** Description of the task **
Repeat every line of the listing below exactly, minus the pictures.

━━━━━ Source data

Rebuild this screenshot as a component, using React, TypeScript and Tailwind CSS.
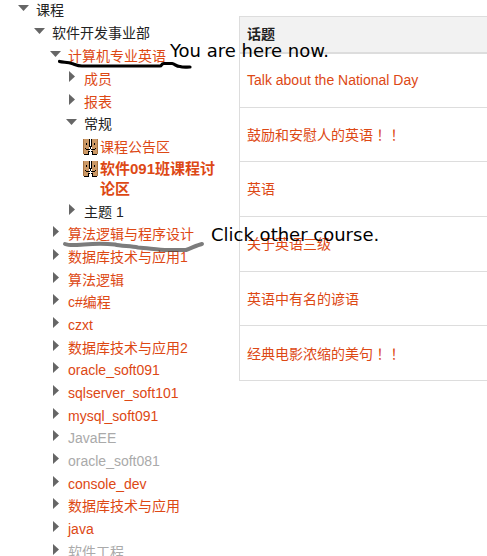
import { useState, type ReactNode } from "react";

interface Course {
  name: string;
  hidden?: boolean;
}

const courses: Course[] = [
  { name: "算法逻辑与程序设计" },
  { name: "数据库技术与应用1" },
  { name: "算法逻辑" },
  { name: "c#编程" },
  { name: "czxt" },
  { name: "数据库技术与应用2" },
  { name: "oracle_soft091" },
  { name: "sqlserver_soft101" },
  { name: "mysql_soft091" },
  { name: "JavaEE", hidden: true },
  { name: "oracle_soft081", hidden: true },
  { name: "console_dev" },
  { name: "数据库技术与应用" },
  { name: "java" },
  { name: "软件工程", hidden: true },
];

const topics: { title: string; mark?: string }[] = [
  { title: "Talk about the National Day" },
  { title: "鼓励和安慰人的英语", mark: "！！" },
  { title: "英语" },
  { title: "关于英语三级" },
  { title: "英语中有名的谚语" },
  { title: "经典电影浓缩的美句", mark: "！！" },
];

function ForumIcon() {
  return (
    <svg className="h-4 w-4 shrink-0" viewBox="0 0 16 16" shapeRendering="crispEdges" aria-hidden="true">
      <path fill="#cc9966" d="M0 0h6v15H0zM9 0h6v15H9z" />
      <path fill="#a87443" d="M0 0h1v15H0zM14 0h1v15h-1z" />
      <path
        fill="#000"
        d="M6 0h1v8H6zM8 0h1v8H8zM7 7h1v3H7zM6 10h1v1H6zM8 10h1v1H8zM5 12h1v3H5zM9 12h1v3H9zM6 12h1v1H6zM8 12h1v1H8zM3 4h1v2H3zM11 4h1v2h-1zM2 9h1v1H2zM3 10h3v1H3zM12 9h1v1h-1zM9 10h3v1H9zM1 15h5v1H1zM9 15h5v1H9z"
      />
    </svg>
  );
}

function Arrow({ open }: { open: boolean }) {
  return (
    <svg className="h-5 w-4" viewBox="0 0 16 20" fill="#666" aria-hidden="true">
      {open ? <path d="M0 5h11L5.5 11z" /> : <path d="M3 2v11l6-5.500z" />}
    </svg>
  );
}

interface BranchProps {
  label: string;
  link?: boolean;
  hidden?: boolean;
  defaultOpen?: boolean;
  className?: string;
  children?: ReactNode;
}

function Branch({ label, link, hidden, defaultOpen = false, className, children }: BranchProps) {
  const [open, setOpen] = useState(defaultOpen);

  return (
    <li className={className}>
      <div className="flex">
        <button type="button" aria-label={label} aria-expanded={open} onClick={() => setOpen(!open)} className="mr-0.5 shrink-0">
          <Arrow open={open} />
        </button>
        {link ? (
          <a href="#" className={hidden ? "text-[#aaa]" : "text-[#dd4814]"}>
            {label}
          </a>
        ) : (
          <span>{label}</span>
        )}
      </div>
      {open && children && <ul className="pl-4">{children}</ul>}
    </li>
  );
}

const rowClass = "pt-[3px] nth-[3n+2]:pt-0.5";
const sectionClass = "pt-[3px] nth-[3n]:pt-0.5";

function CourseTree() {
  return (
    <nav className="w-[218px] shrink-0 pl-[18px]">
      <ul>
        <Branch label="课程" defaultOpen>
          <Branch label="软件开发事业部" defaultOpen className={rowClass}>
            <Branch label="计算机专业英语" link defaultOpen className={rowClass}>
              <Branch label="成员" link className={sectionClass} />
              <Branch label="报表" link className={sectionClass} />
              <Branch label="常规" defaultOpen className={sectionClass}>
                <li className="flex pt-[3px] pl-px">
                  <span className="mr-px pt-0.5">
                    <ForumIcon />
                  </span>
                  <a href="#" className="text-[#dd4814]">
                    课程公告区
                  </a>
                </li>
                <li className="flex pt-0.5 pl-px">
                  <span className="mr-px pt-0.5">
                    <ForumIcon />
                  </span>
                  <a href="#" className="text-[15px] font-bold text-[#dd4814]">
                    软件091班课程讨论区
                  </a>
                </li>
              </Branch>
              <Branch label="主题 1" className={sectionClass} />
            </Branch>
            {courses.map((c) => (
              <Branch key={c.name} label={c.name} link hidden={c.hidden} className={rowClass} />
            ))}
          </Branch>
        </Branch>
      </ul>
    </nav>
  );
}

function TopicTable() {
  return (
    <div className="min-w-0 flex-1 pt-4 pl-[21px]">
      <table className="w-full border-collapse border-t border-l border-[#ddd] text-left">
        <thead>
          <tr className="h-9 border-b-2 border-[#ddd] bg-[#f2f2f2]">
            <th className="px-[7px] font-bold">话题</th>
          </tr>
        </thead>
        <tbody>
          {topics.map((t) => (
            <tr key={t.title} className="h-[55px] border-b border-[#ddd] nth-[3n+2]:h-[54px]">
              <td className="px-[7px]">
                <a href="#" className="text-[#dd4814]">
                  {t.title}
                  {t.mark && <span className="font-['Noto_Sans_CJK_TC',sans-serif]">{t.mark}</span>}
                </a>
              </td>
            </tr>
          ))}
        </tbody>
      </table>
    </div>
  );
}

// Hand-drawn notes on top of the page
function Annotations() {
  return (
    <div className="pointer-events-none absolute inset-0 font-['DejaVu_Sans',sans-serif] text-lg leading-5 whitespace-nowrap text-black">
      <svg className="absolute top-0 left-0" width="220" height="260" fill="none" strokeLinecap="round" strokeLinejoin="round" aria-hidden="true">
        <path
          stroke="#000"
          strokeWidth="3.2"
          d="M59.500 61.500C63 62.500 68 62 72 63.500C75 64.500 78 66 82 66H160C162 66 161 63.500 164 63.500H172C175 64 176 66.500 180 66.500C183 67.500 186 67 190 67"
        />
        <path
          stroke="#444"
          strokeOpacity="0.7"
          strokeWidth="4"
          d="M65 244C70 246 77 245 84 244.500C95 243.500 106 243.500 115 244.500C120 246 130 246 138 247.500C148 248 158 250 168 250H186C192 248 197 245 202 244"
        />
      </svg>
      <p className="absolute top-[41px] left-[170px]">You are here now.</p>
      <p className="absolute top-[225px] left-[211px]">Click other course.</p>
    </div>
  );
}

export default function App() {
  return (
    <main className="relative flex h-screen overflow-hidden bg-white font-['Liberation_Sans','Noto_Sans_CJK_SC',sans-serif] text-sm leading-5 text-[#222]">
      <CourseTree />
      <TopicTable />
      <Annotations />
    </main>
  );
}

━━━━━━━━━━

** Task response **
Rebuild this screenshot as a component, using React, TypeScript and Tailwind CSS.
import { useState, type ReactNode } from "react";

interface Course {
  name: string;
  hidden?: boolean;
}

const courses: Course[] = [
  { name: "算法逻辑与程序设计" },
  { name: "数据库技术与应用1" },
  { name: "算法逻辑" },
  { name: "c#编程" },
  { name: "czxt" },
  { name: "数据库技术与应用2" },
  { name: "oracle_soft091" },
  { name: "sqlserver_soft101" },
  { name: "mysql_soft091" },
  { name: "JavaEE", hidden: true },
  { name: "oracle_soft081", hidden: true },
  { name: "console_dev" },
  { name: "数据库技术与应用" },
  { name: "java" },
  { name: "软件工程", hidden: true },
];

const topics: { title: string; mark?: string }[] = [
  { title: "Talk about the National Day" },
  { title: "鼓励和安慰人的英语", mark: "！！" },
  { title: "英语" },
  { title: "关于英语三级" },
  { title: "英语中有名的谚语" },
  { title: "经典电影浓缩的美句", mark: "！！" },
];

function ForumIcon() {
  return (
    <svg className="h-4 w-4 shrink-0" viewBox="0 0 16 16" shapeRendering="crispEdges" aria-hidden="true">
      <path fill="#cc9966" d="M0 0h6v15H0zM9 0h6v15H9z" />
      <path fill="#a87443" d="M0 0h1v15H0zM14 0h1v15h-1z" />
      <path
        fill="#000"
        d="M6 0h1v8H6zM8 0h1v8H8zM7 7h1v3H7zM6 10h1v1H6zM8 10h1v1H8zM5 12h1v3H5zM9 12h1v3H9zM6 12h1v1H6zM8 12h1v1H8zM3 4h1v2H3zM11 4h1v2h-1zM2 9h1v1H2zM3 10h3v1H3zM12 9h1v1h-1zM9 10h3v1H9zM1 15h5v1H1zM9 15h5v1H9z"
      />
    </svg>
  );
}

function Arrow({ open }: { open: boolean }) {
  return (
    <svg className="h-5 w-4" viewBox="0 0 16 20" fill="#666" aria-hidden="true">
      {open ? <path d="M0 5h11L5.5 11z" /> : <path d="M3 2v11l6-5.500z" />}
    </svg>
  );
}

interface BranchProps {
  label: string;
  link?: boolean;
  hidden?: boolean;
  defaultOpen?: boolean;
  className?: string;
  children?: ReactNode;
}

function Branch({ label, link, hidden, defaultOpen = false, className, children }: BranchProps) {
  const [open, setOpen] = useState(defaultOpen);

  return (
    <li className={className}>
      <div className="flex">
        <button type="button" aria-label={label} aria-expanded={open} onClick={() => setOpen(!open)} className="mr-0.5 shrink-0">
          <Arrow open={open} />
        </button>
        {link ? (
          <a href="#" className={hidden ? "text-[#aaa]" : "text-[#dd4814]"}>
            {label}
          </a>
        ) : (
          <span>{label}</span>
        )}
      </div>
      {open && children && <ul className="pl-4">{children}</ul>}
    </li>
  );
}

const rowClass = "pt-[3px] nth-[3n+2]:pt-0.5";
const sectionClass = "pt-[3px] nth-[3n]:pt-0.5";

function CourseTree() {
  return (
    <nav className="w-[218px] shrink-0 pl-[18px]">
      <ul>
        <Branch label="课程" defaultOpen>
          <Branch label="软件开发事业部" defaultOpen className={rowClass}>
            <Branch label="计算机专业英语" link defaultOpen className={rowClass}>
              <Branch label="成员" link className={sectionClass} />
              <Branch label="报表" link className={sectionClass} />
              <Branch label="常规" defaultOpen className={sectionClass}>
                <li className="flex pt-[3px] pl-px">
                  <span className="mr-px pt-0.5">
                    <ForumIcon />
                  </span>
                  <a href="#" className="text-[#dd4814]">
                    课程公告区
                  </a>
                </li>
                <li className="flex pt-0.5 pl-px">
                  <span className="mr-px pt-0.5">
                    <ForumIcon />
                  </span>
                  <a href="#" className="text-[15px] font-bold text-[#dd4814]">
                    软件091班课程讨论区
                  </a>
                </li>
              </Branch>
              <Branch label="主题 1" className={sectionClass} />
            </Branch>
            {courses.map((c) => (
              <Branch key={c.name} label={c.name} link hidden={c.hidden} className={rowClass} />
            ))}
          </Branch>
        </Branch>
      </ul>
    </nav>
  );
}

function TopicTable() {
  return (
    <div className="min-w-0 flex-1 pt-4 pl-[21px]">
      <table className="w-full border-collapse border-t border-l border-[#ddd] text-left">
        <thead>
          <tr className="h-9 border-b-2 border-[#ddd] bg-[#f2f2f2]">
            <th className="px-[7px] font-bold">话题</th>
          </tr>
        </thead>
        <tbody>
          {topics.map((t) => (
            <tr key={t.title} className="h-[55px] border-b border-[#ddd] nth-[3n+2]:h-[54px]">
              <td className="px-[7px]">
                <a href="#" className="text-[#dd4814]">
                  {t.title}
                  {t.mark && <span className="font-['Noto_Sans_CJK_TC',sans-serif]">{t.mark}</span>}
                </a>
              </td>
            </tr>
          ))}
        </tbody>
      </table>
    </div>
  );
}

// Hand-drawn notes on top of the page
function Annotations() {
  return (
    <div className="pointer-events-none absolute inset-0 font-['DejaVu_Sans',sans-serif] text-lg leading-5 whitespace-nowrap text-black">
      <svg className="absolute top-0 left-0" width="220" height="260" fill="none" strokeLinecap="round" strokeLinejoin="round" aria-hidden="true">
        <path
          stroke="#000"
          strokeWidth="3.2"
          d="M59.500 61.500C63 62.500 68 62 72 63.500C75 64.500 78 66 82 66H160C162 66 161 63.500 164 63.500H172C175 64 176 66.500 180 66.500C183 67.500 186 67 190 67"
        />
        <path
          stroke="#444"
          strokeOpacity="0.7"
          strokeWidth="4"
          d="M65 244C70 246 77 245 84 244.500C95 243.500 106 243.500 115 244.500C120 246 130 246 138 247.500C148 248 158 250 168 250H186C192 248 197 245 202 244"
        />
      </svg>
      <p className="absolute top-[41px] left-[170px]">You are here now.</p>
      <p className="absolute top-[225px] left-[211px]">Click other course.</p>
    </div>
  );
}

export default function App() {
  return (
    <main className="relative flex h-screen overflow-hidden bg-white font-['Liberation_Sans','Noto_Sans_CJK_SC',sans-serif] text-sm leading-5 text-[#222]">
      <CourseTree />
      <TopicTable />
      <Annotations />
    </main>
  );
}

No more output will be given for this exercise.